Em Campo Grande, a roteirista e diretora Sandra Kogut dobra aposta de alto risco que fez também em Mutum, seu filme de 2007 – trabalhar com crianças em papéis principais. Outro desafio, igualmente difícil, é estruturar a narrativa de modo a deixar que a sequência final ilumine, em retrospecto, todo o transcurso do filme.

Sem contar com grandes talentos infantis nos papéis do casal de irmãos, Rayane e Igor, Campo Grande perde o que seria um de seus mais importantes sustentáculos. Estranhamente, a menina Rayane, em destaque no início, é deixada em segundo plano, seu irmão Igor passando a ser o centro das atenções. Ao retardar a ida da dona de casa Regina (Carla Ribas) à Zona Oeste do Rio em busca de pistas para decifrar o enigma que abre o filme, a primeira parte de Campo Grande se alonga demais. E, ao guardar para o final a revelação do que motiva a trama, o filme resulta, em certos momentos, de difícil compreensão.

Havia poucos espectadores assistindo a A Despedida e a Campo Grande, na sexta-feira, 10 de junho, no Espaço Itaú Frei Caneca, em São Paulo.
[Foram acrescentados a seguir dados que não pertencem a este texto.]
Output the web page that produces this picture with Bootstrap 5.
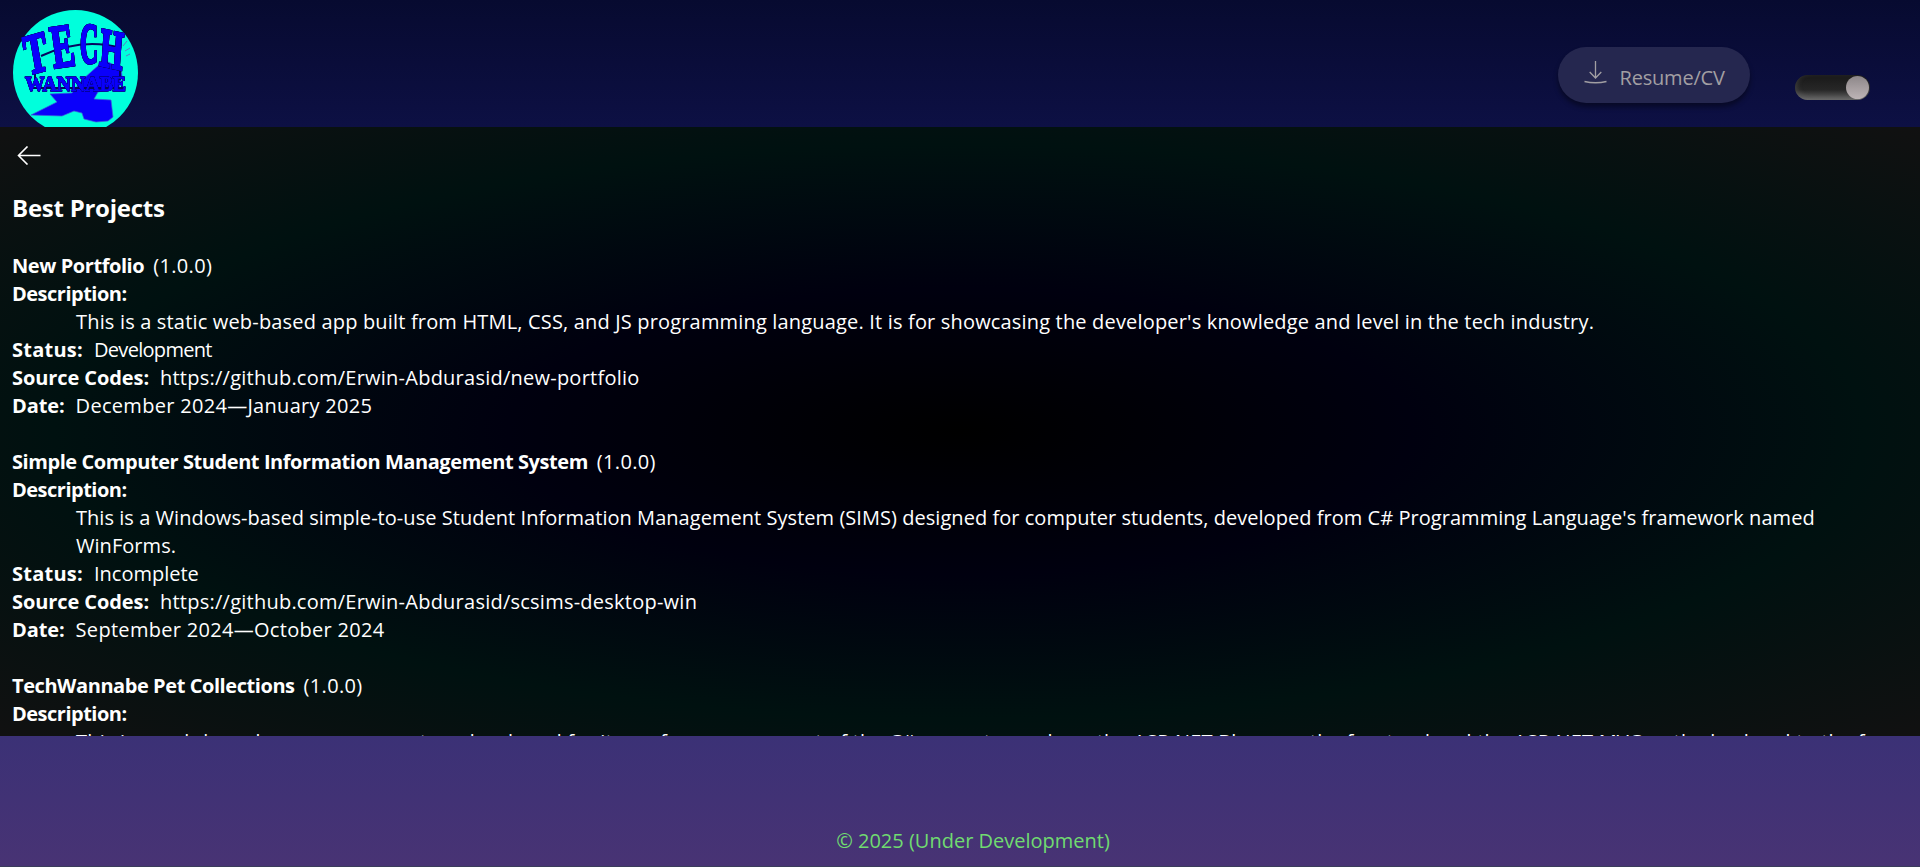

Cerca de 15 pessoas na sessão de 17:00 de A Despedida, e 11 na de 19:50 de Campo Grande.

No quadro atual, não há perspectiva alguma de que bons filmes brasileiros deixem de ter performances fracas como essas. E se as causas não podem, como foi dito acima, ser atribuídas somente aos filmes, o que resta a quem os realiza, enquanto ainda for possível produzi-los, é se empenhar para não incorrer em debilidades tão claras.